Furthermore, we have $1-\alpha-\beta$ is a fundamental unit of $\mathcal{O}_K$ but not in $R$, c.f Example 7.3, page 75. My question is
How we can deduce fundamental unit of $\mathbb{Z}[\alpha], \mathbb{Z}[\beta]$ from fundamental unit of $\mathbb{Z}[\alpha,\beta]$?
In 5.16, page 64, the author use Regulator to implies that $R^*$ is of finite index in $\mathcal{O}_K$ but i don't really understand it. How can we get the bound for $n$ such that $(1-\alpha-\beta)^n$ to be a fundamental unit of $\mathbb{Z}[\alpha]$?
Best Answer
Have a look at the corresponding problem for quadratic fields. The fundamental unit of the field with discriminant $5$ is $\varepsilon = \frac{1+\sqrt{5}}2$; for finding the fundamental unit of the order ${\mathbb Z}[\sqrt{5}]$ you have to get rid of the $2$ in the denominator, that is, you are looking for a power of $\varepsilon$ with $\varepsilon^n \equiv 1 \bmod 2$. By Fermat's Little Theorem you have $\varepsilon^{\Phi(2)} \equiv 1 \bmod 2$; in the present case, $2$ is inert, hence $\Phi(m) = N(2)-1 = 3$.

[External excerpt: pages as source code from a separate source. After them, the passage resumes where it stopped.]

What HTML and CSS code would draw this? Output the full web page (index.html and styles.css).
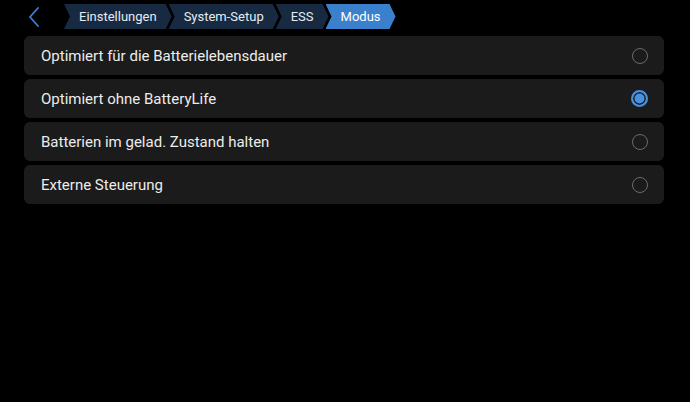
FILE: index.html
```html
<!DOCTYPE html>
<html lang="de">
<head>
    <meta charset="UTF-8">
    <meta name="viewport" content="width=device-width, initial-scale=1.0">
    <title>ESS Modus</title>
    <link rel="stylesheet" href="styles.css">
</head>
<body>
    <header class="topbar">
        <button class="back-btn" aria-label="Zurück">
            <svg width="14" height="22" viewBox="0 0 14 22">
                <polyline points="11,2 3,11 11,20" fill="none" stroke="#3b82d6" stroke-width="1.8" stroke-linecap="round" stroke-linejoin="round"/>
            </svg>
        </button>
        <nav class="crumbs">
            <span class="crumb first">Einstellungen</span>
            <span class="crumb">System-Setup</span>
            <span class="crumb">ESS</span>
            <span class="crumb active">Modus</span>
        </nav>
    </header>

    <main class="list">
        <div class="row">
            <span class="label">Optimiert für die Batterielebensdauer</span>
            <span class="radio"></span>
        </div>
        <div class="row">
            <span class="label">Optimiert ohne BatteryLife</span>
            <span class="radio checked"></span>
        </div>
        <div class="row">
            <span class="label">Batterien im gelad. Zustand halten</span>
            <span class="radio"></span>
        </div>
        <div class="row">
            <span class="label">Externe Steuerung</span>
            <span class="radio"></span>
        </div>
    </main>
</body>
</html>
```

FILE: styles.css
```css
/* Grundlayout */
body {
    margin: 0;
    background: #000;
    color: #ececec;
    font-family: Roboto, "Noto Sans", sans-serif;
    width: 690px;
    height: 402px;
    overflow: hidden;
}

/* Kopfzeile mit Brotkrumen */
.topbar {
    display: flex;
    align-items: center;
    height: 25px;
    padding: 4px 0 0 27px;
}

.back-btn {
    display: flex;
    align-items: center;
    background: none;
    border: none;
    padding: 0;
    margin-right: 23px;
    width: 14px;
    height: 22px;
    cursor: pointer;
}

.crumbs {
    display: flex;
    height: 25px;
}

.crumb {
    display: flex;
    align-items: center;
    height: 25px;
    padding: 0 15px 0 15px;
    margin-left: -3px;
    background: #172a41;
    color: #e6ecf3;
    font-size: 13px;
    clip-path: polygon(0 0, calc(100% - 6px) 0, 100% 50%, calc(100% - 6px) 100%, 0 100%, 6px 50%);
}

.crumb.first {
    margin-left: 0;
}

.crumb.active {
    background: #3a80cc;
    color: #fff;
}

/* Auswahlliste */
.list {
    display: flex;
    flex-direction: column;
    gap: 4px;
    margin: 7px 26px 0 24px;
}

.row {
    display: flex;
    align-items: center;
    justify-content: space-between;
    height: 39px;
    padding: 0 16px 0 17px;
    background: #1b1b1b;
    border-radius: 6px;
    font-size: 15px;
}

.radio {
    width: 14px;
    height: 14px;
    border: 1.5px solid #6b6b6b;
    border-radius: 50%;
}

.radio.checked {
    border: 2px solid #4a90e2;
    width: 13px;
    height: 13px;
    background: #4a90e2;
    box-shadow: inset 0 0 0 1.5px #1b1b1b;
}
```
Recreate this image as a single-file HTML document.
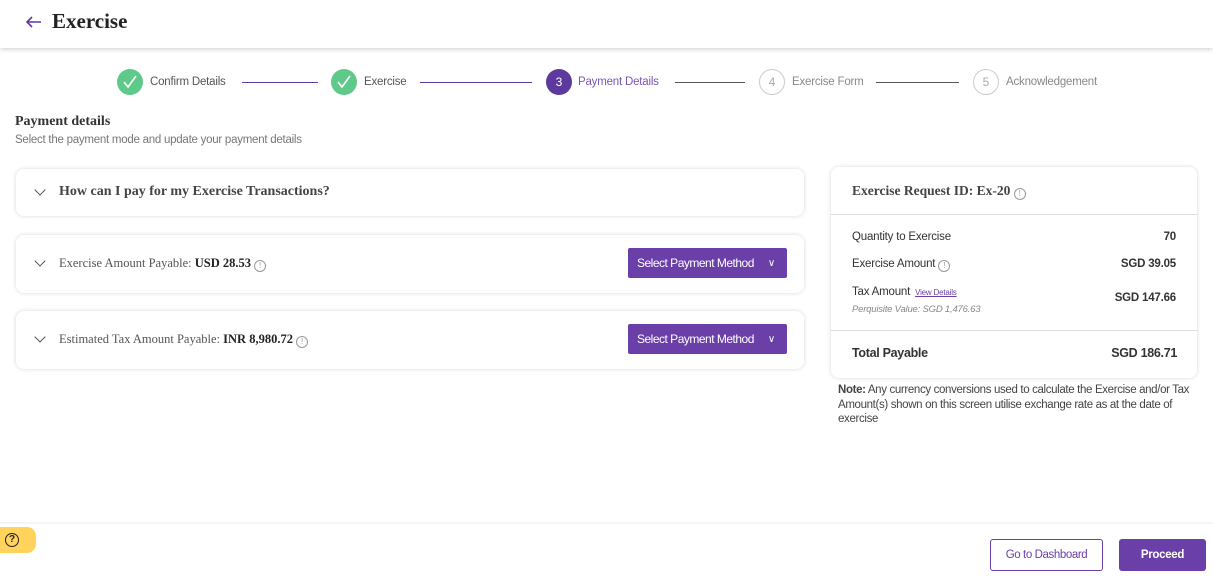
<!DOCTYPE html>
<html><head><meta charset="utf-8"><style>
*{box-sizing:border-box;margin:0;padding:0}
body{width:1213px;height:584px;overflow:hidden;background:#fff;font-family:"Liberation Sans",sans-serif;color:#333;position:relative}
.abs{position:absolute}
.serif{font-family:"Liberation Serif",serif}
.hdr{left:0;top:0;width:1213px;height:48px;background:#fff;box-shadow:0 2px 4px rgba(0,0,0,.15)}
.circ{width:26px;height:26px;border-radius:50%;display:flex;align-items:center;justify-content:center;font-size:12px}
.done{background:#5fc98a}
.cur{background:#5c3a9e;color:#fff}
.todo{border:1px solid #ccc;color:#aaa;background:#fff}
.lbl{font-size:11.5px;color:#555;top:75px;letter-spacing:-0.2px;line-height:14px}
.line{height:1px;top:82px}
.card{background:#fff;border-radius:8px;box-shadow:0 0 4px rgba(0,0,0,.16)}
.btn{background:#6a3fa8;color:#fff;font-size:12px;border-radius:2px;display:flex;align-items:center;padding-left:9px;letter-spacing:-0.5px}
.chev{width:8px;height:8px;border-right:1.5px solid #555;border-bottom:1.5px solid #555;transform:rotate(45deg)}
.info{display:inline-block;width:12px;height:12px;border:1px solid #999;border-radius:50%;font-size:8px;line-height:10px;text-align:center;color:#999;vertical-align:-1px;font-family:"Liberation Sans",sans-serif;font-weight:normal}
.r{font-size:11.5px;color:#333;letter-spacing:-0.2px}
</style></head><body>
<div class="abs hdr"></div>
<svg class="abs" style="left:25px;top:15px" width="18" height="14" viewBox="0 0 18 14"><path d="M16 7H2M7 2L2 7l5 5" fill="none" stroke="#5c3a9e" stroke-width="1.6"/></svg>
<div class="abs serif" style="left:52px;top:9px;font-size:21px;font-weight:bold;color:#222">Exercise</div>

<div class="abs circ done" style="left:117px;top:69px"><svg width="16" height="14" viewBox="0 0 16 14"><path d="M2 7l4 5 8-11" fill="none" stroke="#fff" stroke-width="1.6"/></svg></div>
<div class="abs lbl" style="left:150px">Confirm Details</div>
<div class="abs line" style="left:242px;width:76px;background:#5c3a9e"></div>
<div class="abs circ done" style="left:331px;top:69px"><svg width="16" height="14" viewBox="0 0 16 14"><path d="M2 7l4 5 8-11" fill="none" stroke="#fff" stroke-width="1.6"/></svg></div>
<div class="abs lbl" style="left:364px">Exercise</div>
<div class="abs line" style="left:420px;width:112px;background:#5c3a9e"></div>
<div class="abs circ cur" style="left:546px;top:69px">3</div>
<div class="abs lbl" style="left:578px;color:#7a55b8">Payment Details</div>
<div class="abs line" style="left:675px;width:70px;background:#555"></div>
<div class="abs circ todo" style="left:759px;top:69px">4</div>
<div class="abs lbl" style="left:792px;color:#888">Exercise Form</div>
<div class="abs line" style="left:876px;width:83px;background:#555"></div>
<div class="abs circ todo" style="left:973px;top:69px">5</div>
<div class="abs lbl" style="left:1006px;color:#888">Acknowledgement</div>

<div class="abs serif" style="left:15px;top:114px;font-size:14px;font-weight:bold;color:#333">Payment details</div>
<div class="abs" style="left:15px;top:134px;font-size:11.5px;color:#777;letter-spacing:-0.25px">Select the payment mode and update your payment details</div>

<div class="abs card" style="left:16px;top:169px;width:788px;height:47px"></div>
<div class="abs chev" style="left:36px;top:186px"></div>
<div class="abs serif" style="left:59px;top:184px;font-size:14px;font-weight:bold;color:#444">How can I pay for my Exercise Transactions?</div>

<div class="abs card" style="left:16px;top:235px;width:788px;height:58px"></div>
<div class="abs chev" style="left:36px;top:257px"></div>
<div class="abs serif" style="left:59px;top:256px;font-size:12.5px;color:#555">Exercise Amount Payable: <b style="color:#222">USD 28.53</b> <span class="info">!</span></div>
<div class="abs btn" style="left:628px;top:248px;width:159px;height:30px">Select Payment Method<span style="margin-left:14px;font-size:10px">&#8744;</span></div>

<div class="abs card" style="left:16px;top:311px;width:788px;height:58px"></div>
<div class="abs chev" style="left:36px;top:333px"></div>
<div class="abs serif" style="left:59px;top:332px;font-size:12.5px;color:#555">Estimated Tax Amount Payable: <b style="color:#222">INR 8,980.72</b> <span class="info">!</span></div>
<div class="abs btn" style="left:628px;top:324px;width:159px;height:30px">Select Payment Method<span style="margin-left:14px;font-size:10px">&#8744;</span></div>

<div class="abs card" style="left:831px;top:167px;width:366px;height:211px"></div>
<div class="abs serif" style="left:852px;top:183px;font-size:13.5px;font-weight:bold;color:#444">Exercise Request ID: Ex-20 <span class="info">!</span></div>
<div class="abs" style="left:831px;top:214px;width:366px;height:1px;background:#ddd"></div>
<div class="abs r" style="left:852px;top:231px">Quantity to Exercise</div>
<div class="abs r" style="right:37px;top:231px;font-weight:bold">70</div>
<div class="abs r" style="left:852px;top:258px">Exercise Amount <span class="info">!</span></div>
<div class="abs r" style="right:37px;top:258px;font-weight:bold">SGD 39.05</div>
<div class="abs r" style="left:852px;top:286px">Tax Amount <span style="font-size:8px;color:#6a3fa8;text-decoration:underline;margin-left:2px">View Details</span></div>
<div class="abs" style="left:852px;top:304px;font-size:9.5px;font-style:italic;color:#888;letter-spacing:-0.2px">Perquisite Value: SGD 1,476.63</div>
<div class="abs r" style="right:37px;top:292px;font-weight:bold">SGD 147.66</div>
<div class="abs" style="left:831px;top:330px;width:366px;height:1px;background:#ddd"></div>
<div class="abs" style="left:852px;top:346px;font-size:12.5px;font-weight:bold;color:#333;letter-spacing:-0.3px">Total Payable</div>
<div class="abs" style="right:36px;top:346px;font-size:12.5px;font-weight:bold;color:#333;letter-spacing:-0.3px">SGD 186.71</div>
<div class="abs" style="left:838px;top:383px;width:352px;font-size:11.5px;line-height:14.5px;color:#444;letter-spacing:-0.35px"><b>Note:</b> Any currency conversions used to calculate the Exercise and/or Tax Amount(s) shown on this screen utilise exchange rate as at the date of exercise</div>

<div class="abs" style="left:0;top:522px;width:1213px;height:3px;background:linear-gradient(#f0f0f0,#fff)"></div>
<div class="abs" style="left:0;top:527px;width:36px;height:26px;background:#ffd35c;border-radius:0 9px 9px 0"></div>
<div class="abs" style="left:5px;top:533px;width:14px;height:14px;border:1.3px solid #222;border-radius:50%;font-size:10px;line-height:12px;text-align:center;color:#222;font-weight:bold">?</div>
<div class="abs" style="left:990px;top:539px;width:113px;height:32px;border:1.5px solid #6a3fa8;border-radius:3px;font-size:11.5px;color:#6a3fa8;display:flex;align-items:center;justify-content:center;letter-spacing:-0.4px">Go to Dashboard</div>
<div class="abs" style="left:1119px;top:539px;width:87px;height:32px;background:#6a3fa8;border-radius:3px;font-size:11.5px;color:#fff;font-weight:bold;display:flex;align-items:center;justify-content:center;letter-spacing:-0.3px">Proceed</div>
</body></html>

In ${\mathbb Z}[\sqrt{19}]$, the ideal $(2)$ splits into two prime ideals $P$ and $Q$ with norms $2$ and $4$, respectively. Since units are congruent to $1 \bmod P$, you only have to make sure that $(1-\alpha-\beta)^n \equiv 1 \bmod Q$, and again $\Phi(Q) = N(Q)-1 = 3$, so $n$ divides $3$. Observe that in general situations, the theorem of Euler-Fermat only gives an upper bound for the exponent.